Shop floor management has been described as a system that provides a bottom-up information flow in production with the use of key performance indicators, action plans and regular short meetings at the shop floor. According to Hanenkamp (2013), the objective of SFM includes the development of empowered shop floor teams. Each team consists of operators and the team leader of that specific work area. Hertle et al. (2016) indicate that the process starts with grouping the workforce into teams and allowing the team to track their contribution to the organisation's key performance indicators (KPIs). During this process, shop floor employees express themselves physically, cognitively and emotionally during role performance (Gems 2015). Dobre (2013) defined SFM's engagement process as a positive, fulfilling, work-related state of mind that is characterised by vigour, dedication and absorption. Hence, Cherry (2016) defined it as the level of commitment and the involvement an employee has towards their organisation and its values. Hoxsey (2010) studied the relationship between employee engagement within the SFM system, the organisational commitment and absenteeism. He indicates that, by looking at employees' absenteeism records, an organisation could pinpoint which employees may not be committed in their current job. When a member of staff is unexpectedly absent from work, it raises immediate cause for concern with regard to the likelihood of missing deadlines, disruption to the quality and continuity of service delivery, the loss of productivity and efficiency, as well as a drop in motivation. Consequently, this study assesses the influence of SFM on absenteeism for labour productivity.
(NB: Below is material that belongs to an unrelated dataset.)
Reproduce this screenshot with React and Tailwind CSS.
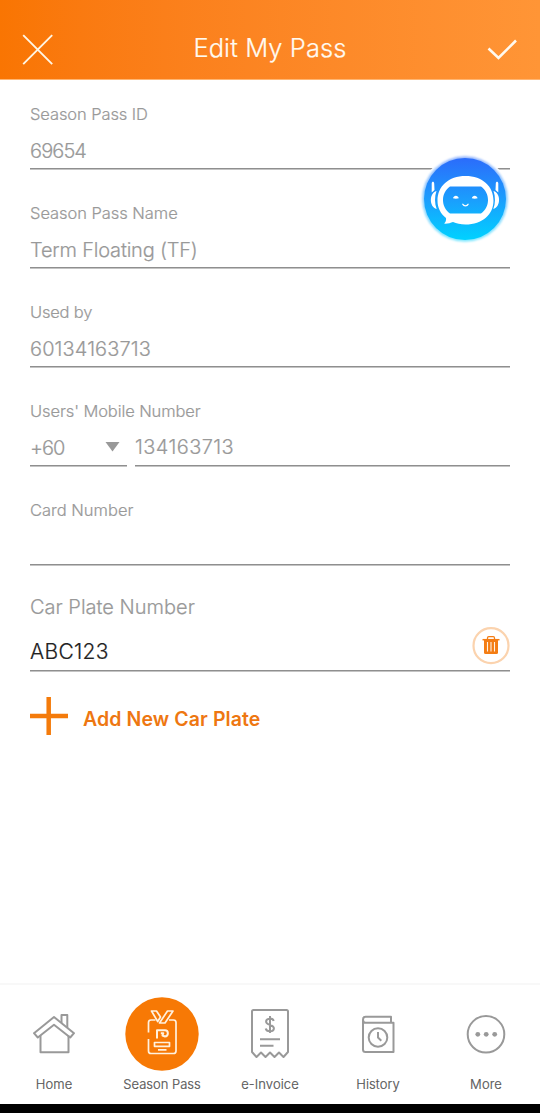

Mann (2009) explains that the process of SFM is comprised of core shop floor elements. These include the use of visual controls in which visual aids in the form of process performance charts illustrate the department's performance. It involves the initiation of daily team meetings to provide feedback to the department using visual aids, as well as the standard accountability processes. Hence, team leaders should be trained with skills necessary for the management of shop floor employees (Hanenkamp 2013). Illing (2011) adds that SFM empowers companies to implement a sustainable continuous improvement process, complements it with the integrated production systems in order to bring executives closer to their daily business, creates transparency, and focuses on responsibilities. Similarly, Illing (2012) indicates that SFM has a positive influence on labour productivity. It provides the workforce with clear direction and goals, unites the organisation in one direction, initiates feedback forums which focus on the current problems and seeks solutions to resolve these problems, promotes involvement from management with shop floor employees, and fosters an environment for mutual trust and respect. Hertle et al. (2016) stress that the entire SFM process depends heavily on employee engagement philosophy. Thus, employee engagement is a positive attitude held by the employee towards the organisation and its value (Mann 2009). An engaged employee is aware of business context and works with colleagues to improve performance within the job for the benefit of the organisation. As a driver of an SFM system, Wranx (2016) adds that employee engagement is a positive, fulfilling, work-related state of mind that is characterised by vigour, dedication and absorption.

The effects of shop floor processes through housekeeping

Two significant challenges in business, such as competitiveness and efficiency, have impelled a number of manufacturing organisations to implement innovative management strategies (Zahraee et al. 2014). This includes housekeeping strategies like 5S. The 5S (or good housekeeping) involves the principle of waste elimination through workplace organisation (Dobre 2013). It applies standard housekeeping practices in the workplace through the five principles of sort, set in order, clean, standardise and sustain (Harino 1996). For SFM to be effective, the 5S approach must guide shop employees towards their work and help improve communication among various business functions and departments. A well-organised workplace provides a safe and efficient production environment, which boosts shop floor employee morale, promoting the feeling of ownership, pride and ownership of their responsibilities. Many researchers (Bicheno 1998; Hirano 1996; Ho 1997; O'hEocha 2000) believe that the successful implementation of 5S in the SFM environment significantly improved quality, productivity, time delivery, safety and shop floor employee morale values.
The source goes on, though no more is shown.